I would like to prove this using only elementary number theory and logic. But besides writing a Python program to check out the coherence of this endeavor, at this point I don't have any proof at all.
Question 1: Can the above claim be established using any mathematical
theories?
Best Answer
The claim$^1$ is false: the operation you've described doesn't always output a Eudoxus magnitude. In particular - and shifting from functions to sequences for ease of writing - take $$f=(1,2,5,10,21,...),\quad g=(1,3,6,13,26,...)$$ (the important feature being that each doubles infinitely often, but they never double at the same time). Then when we try to build their "Eudoxus sum" according to your rule, we have good news and bad news. On the plus side, the "initial segment sums" we get agree with each other; however, on the minus side we get the sequence $$(2,5,11,23,37,...)$$ which never doubles and hence fails to satisfy condition $(2)$.

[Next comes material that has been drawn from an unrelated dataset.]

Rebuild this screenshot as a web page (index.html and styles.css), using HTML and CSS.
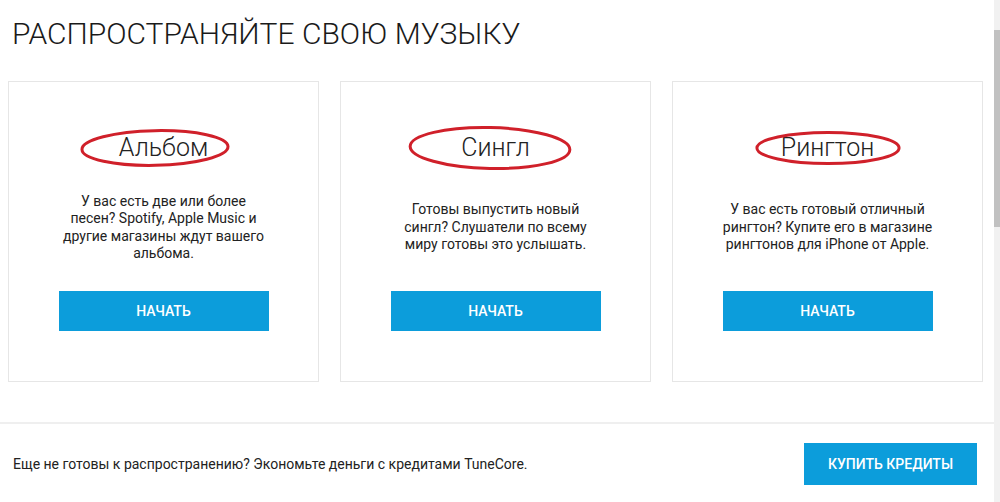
FILE: index.html
```html
<!DOCTYPE html>
<html lang="ru">
<head>
  <meta charset="UTF-8">
  <title>Распространяйте свою музыку</title>
  <link rel="stylesheet" href="styles.css">
</head>
<body>
  <div class="page">
    <main class="content">
      <h1 class="title">РАСПРОСТРАНЯЙТЕ СВОЮ МУЗЫКУ</h1>

      <div class="cards">
        <div class="card">
          <h2 class="card-title">
            <span class="mark">Альбом
              <svg class="circle circle-album" viewBox="0 0 152 36" preserveAspectRatio="none"><ellipse cx="76" cy="18" rx="74" ry="16" transform="rotate(-1 76 18)"/></svg>
            </span>
          </h2>
          <p class="card-text">У вас есть две или более песен? Spotify, Apple Music и другие магазины ждут вашего альбома.</p>
          <button class="btn">НАЧАТЬ</button>
        </div>

        <div class="card">
          <h2 class="card-title">
            <span class="mark">Сингл
              <svg class="circle circle-single" viewBox="0 0 152 36" preserveAspectRatio="none"><ellipse cx="76" cy="18" rx="74" ry="16" transform="rotate(1 76 18)"/></svg>
            </span>
          </h2>
          <p class="card-text">Готовы выпустить новый сингл? Слушатели по всему миру готовы это услышать.</p>
          <button class="btn">НАЧАТЬ</button>
        </div>

        <div class="card">
          <h2 class="card-title">
            <span class="mark">Рингтон
              <svg class="circle circle-ringtone" viewBox="0 0 152 36" preserveAspectRatio="none"><ellipse cx="76" cy="18" rx="74" ry="16"/></svg>
            </span>
          </h2>
          <p class="card-text">У вас есть готовый отличный рингтон? Купите его в магазине рингтонов для iPhone от Apple.</p>
          <button class="btn">НАЧАТЬ</button>
        </div>
      </div>

      <div class="credits">
        <p class="credits-text">Еще не готовы к распространению? Экономьте деньги с кредитами TuneCore.</p>
        <button class="btn btn-credits">КУПИТЬ КРЕДИТЫ</button>
      </div>
    </main>

    <div class="scrollbar"><div class="thumb"></div></div>
  </div>
</body>
</html>
```

FILE: styles.css
```css
* {
  box-sizing: border-box;
}
body {
  margin: 0;
  font-family: Roboto, "Liberation Sans", sans-serif;
  color: #222;
  background: #fff;
}
.page {
  display: flex;
  height: 502px;
  overflow: hidden;
}
.content {
  flex: 1;
}
.scrollbar {
  width: 6px;
  background: #f1f1f1;
  padding-top: 30px;
}
.thumb {
  height: 197px;
  background: #c1c1c1;
}
.title {
  margin: 0;
  padding: 15px 0 0 12px;
  font-size: 30px;
  font-weight: 300;
  line-height: 38px;
  color: #1a1a1a;
}
.cards {
  display: flex;
  gap: 21px;
  padding: 28px 0 0 8px;
}
.card {
  width: 311px;
  height: 301px;
  border: 1px solid #e6e6e6;
  display: flex;
  flex-direction: column;
  align-items: center;
  padding: 50px 0;
}
.card-title {
  margin: 0;
  font-size: 25px;
  font-weight: 300;
  line-height: 32px;
  color: #222;
}
.mark {
  position: relative;
  display: inline-block;
}
.circle {
  position: absolute;
  left: 50%;
  top: 50%;
  transform: translate(-50%, -50%);
  overflow: visible;
}
.circle ellipse {
  fill: none;
  stroke: #d0202a;
  stroke-width: 3;
  vector-effect: non-scaling-stroke;
}
.circle-album {
  width: 150px;
  height: 39px;
  margin-left: -9px;
}
.circle-single {
  width: 164px;
  height: 46px;
  margin-left: -5px;
}
.circle-ringtone {
  width: 146px;
  height: 35px;
}
.card-text {
  flex: 1;
  display: flex;
  align-items: center;
  justify-content: center;
  width: 212px;
  margin: 0;
  font-size: 14px;
  line-height: 17.5px;
  text-align: center;
  color: #222;
}
.btn {
  border: none;
  background: #0c9ddb;
  color: #fff;
  font-family: Roboto, "Liberation Sans", sans-serif;
  font-size: 14px;
  font-weight: 500;
  cursor: pointer;
}
.card .btn {
  width: 210px;
  height: 40px;
}
.credits {
  display: flex;
  align-items: center;
  justify-content: space-between;
  margin-top: 40px;
  border-top: 2px solid #efefef;
  padding: 19px 17px 0 13px;
}
.credits-text {
  margin: 0;
  font-size: 14px;
  color: #222;
}
.btn-credits {
  width: 173px;
  height: 42px;
}
```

Dropping condition $(2)$ from the definition doesn't help: the sequence $$(1,3,7,15,31,...)$$ would then be considered a Eudoxus magnitude, but there's no good way to define "Eudoxus sum" so as to not have its Eudoxus sum with itself violate $(1)$.
What you need is a way to ensure frequent simultaneous doubling. You can ensure this by strengthening condition $(2)$; e.g. you'll get better results if you demand that $f$ is a Eudoxus magnitude only if its set of doubling points has asymptotic density $1$ (since the intersection of two asymptotic-density-$1$ sets has asymptotic density $1$). But I suspect such a requirement will ruin things elsewhere, namely the original motivation for these.
$^1$This is a bit unfair of me. Your actual claim as written is just that we never see disagreement between the "initial segment sums," and it's not hard to show that this is in fact true. But implicitly, you want the output to again be a Eudoxus magnitude ("A bonus is that we can then immediately assert that the [Eudoxus sum] of two Eudoxus magnitudes is a Eudoxus magnitude.") and this doesn't hold.